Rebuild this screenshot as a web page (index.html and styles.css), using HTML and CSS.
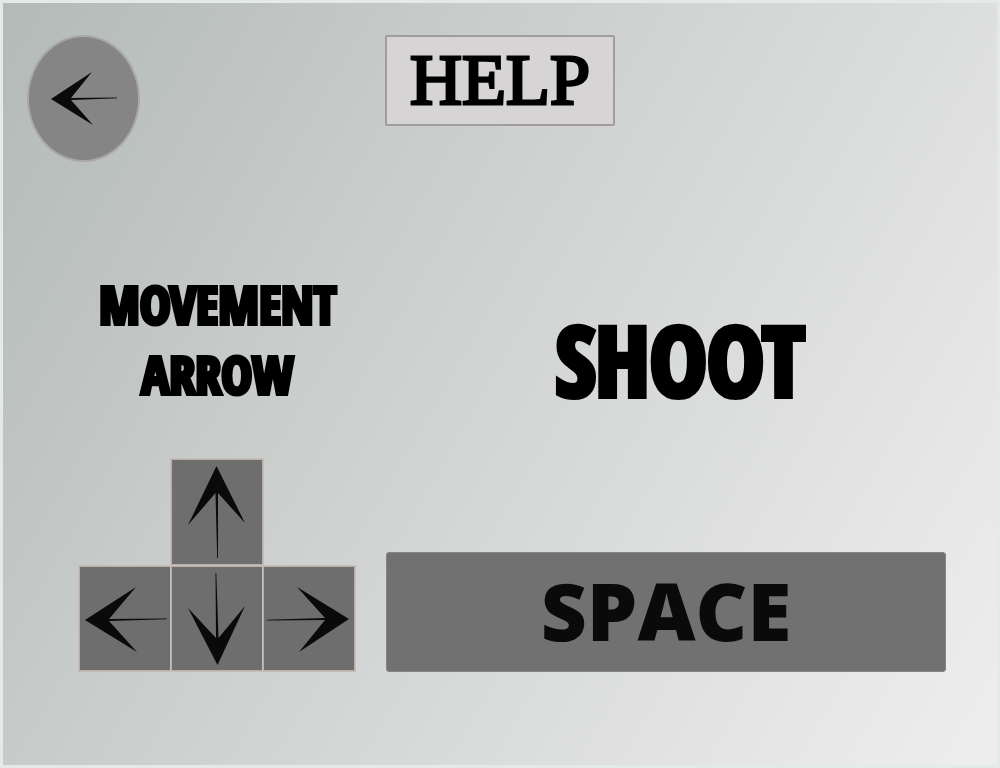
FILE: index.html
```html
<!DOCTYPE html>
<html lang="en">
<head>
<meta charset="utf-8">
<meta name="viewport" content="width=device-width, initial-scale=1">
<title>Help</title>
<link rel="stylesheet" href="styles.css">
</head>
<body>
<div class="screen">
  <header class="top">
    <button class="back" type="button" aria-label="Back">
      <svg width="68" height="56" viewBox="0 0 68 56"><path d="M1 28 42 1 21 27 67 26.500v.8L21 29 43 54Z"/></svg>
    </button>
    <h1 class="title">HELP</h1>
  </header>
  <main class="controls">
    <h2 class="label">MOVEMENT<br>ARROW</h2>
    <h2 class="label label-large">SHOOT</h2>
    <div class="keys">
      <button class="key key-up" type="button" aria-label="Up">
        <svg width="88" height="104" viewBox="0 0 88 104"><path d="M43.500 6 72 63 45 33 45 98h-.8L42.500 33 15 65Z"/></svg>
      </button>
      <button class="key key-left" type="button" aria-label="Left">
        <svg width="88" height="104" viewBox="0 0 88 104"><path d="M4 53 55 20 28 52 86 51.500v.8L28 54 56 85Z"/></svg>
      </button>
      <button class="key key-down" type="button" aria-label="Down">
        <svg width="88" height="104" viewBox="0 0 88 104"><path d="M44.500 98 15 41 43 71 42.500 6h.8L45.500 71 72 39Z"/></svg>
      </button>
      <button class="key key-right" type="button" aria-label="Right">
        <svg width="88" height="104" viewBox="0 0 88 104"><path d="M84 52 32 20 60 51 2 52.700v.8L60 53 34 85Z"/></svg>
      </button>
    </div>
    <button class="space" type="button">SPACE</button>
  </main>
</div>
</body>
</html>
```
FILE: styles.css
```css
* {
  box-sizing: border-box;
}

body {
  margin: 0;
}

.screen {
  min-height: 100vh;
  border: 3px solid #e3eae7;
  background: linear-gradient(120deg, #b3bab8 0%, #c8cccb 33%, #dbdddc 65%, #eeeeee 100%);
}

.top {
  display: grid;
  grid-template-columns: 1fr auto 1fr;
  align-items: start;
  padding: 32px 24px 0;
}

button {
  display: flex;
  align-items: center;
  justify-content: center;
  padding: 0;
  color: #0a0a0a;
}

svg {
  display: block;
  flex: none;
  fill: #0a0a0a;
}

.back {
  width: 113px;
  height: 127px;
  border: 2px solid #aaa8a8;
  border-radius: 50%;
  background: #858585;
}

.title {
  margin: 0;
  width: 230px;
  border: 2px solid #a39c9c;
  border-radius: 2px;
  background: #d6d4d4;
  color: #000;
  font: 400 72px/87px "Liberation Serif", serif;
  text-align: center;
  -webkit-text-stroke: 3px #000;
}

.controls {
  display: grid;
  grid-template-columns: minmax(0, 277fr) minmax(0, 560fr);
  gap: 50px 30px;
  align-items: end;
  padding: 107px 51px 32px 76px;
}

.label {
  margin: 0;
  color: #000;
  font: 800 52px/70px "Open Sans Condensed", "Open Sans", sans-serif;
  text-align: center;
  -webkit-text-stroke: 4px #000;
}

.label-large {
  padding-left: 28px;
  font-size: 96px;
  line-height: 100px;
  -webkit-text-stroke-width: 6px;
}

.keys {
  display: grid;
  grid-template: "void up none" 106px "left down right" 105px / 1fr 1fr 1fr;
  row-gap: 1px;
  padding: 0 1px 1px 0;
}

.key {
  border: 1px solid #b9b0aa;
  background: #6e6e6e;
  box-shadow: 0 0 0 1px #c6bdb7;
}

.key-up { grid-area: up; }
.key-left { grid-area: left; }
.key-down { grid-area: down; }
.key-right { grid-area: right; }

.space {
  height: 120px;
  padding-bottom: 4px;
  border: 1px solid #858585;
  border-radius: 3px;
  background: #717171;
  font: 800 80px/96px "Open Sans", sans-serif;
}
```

...

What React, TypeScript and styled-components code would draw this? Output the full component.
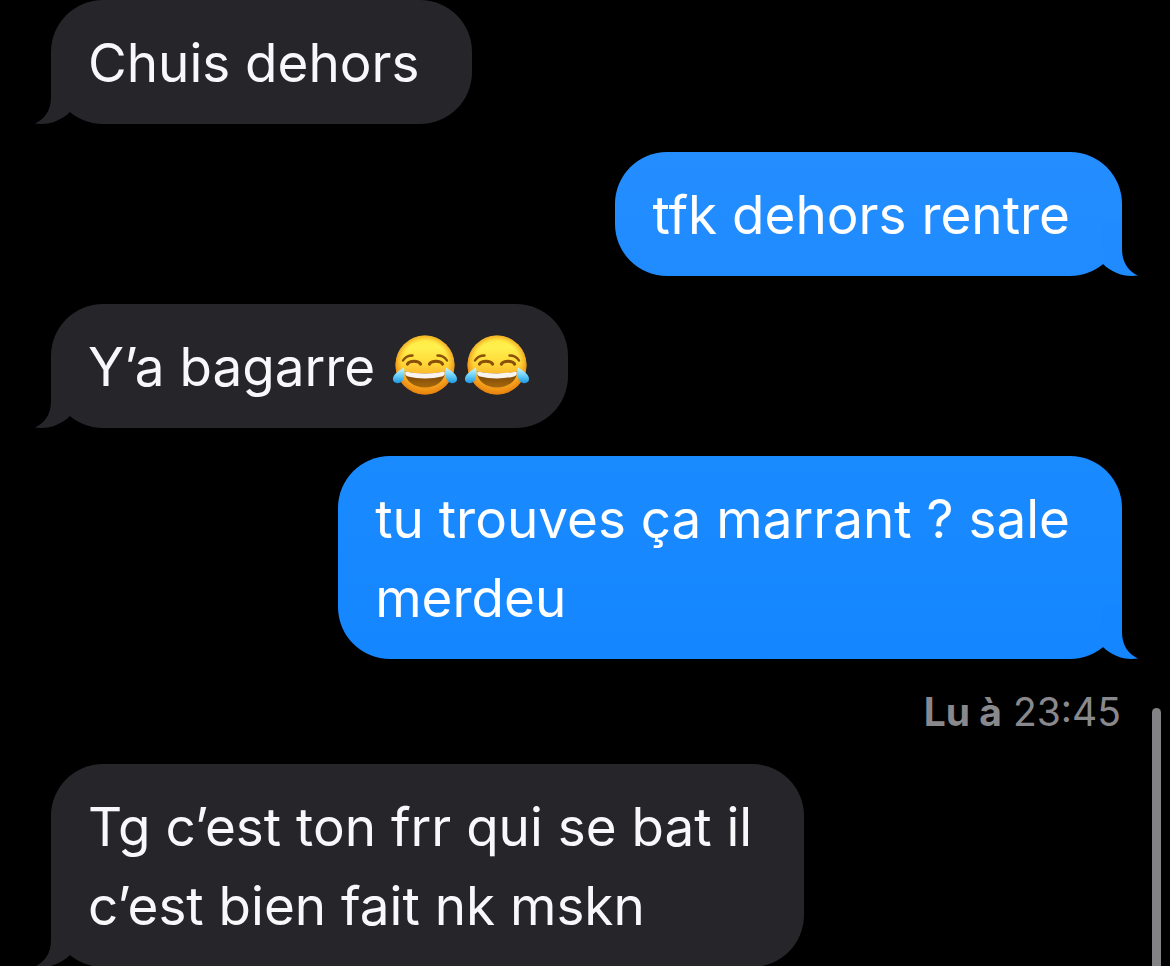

▶ [WHAT THIS TASK INVOLVES] Determine how many lines of the listing above include the word "index", and report that number only.

▶ [ANSWER TO THE PROBLEM] 2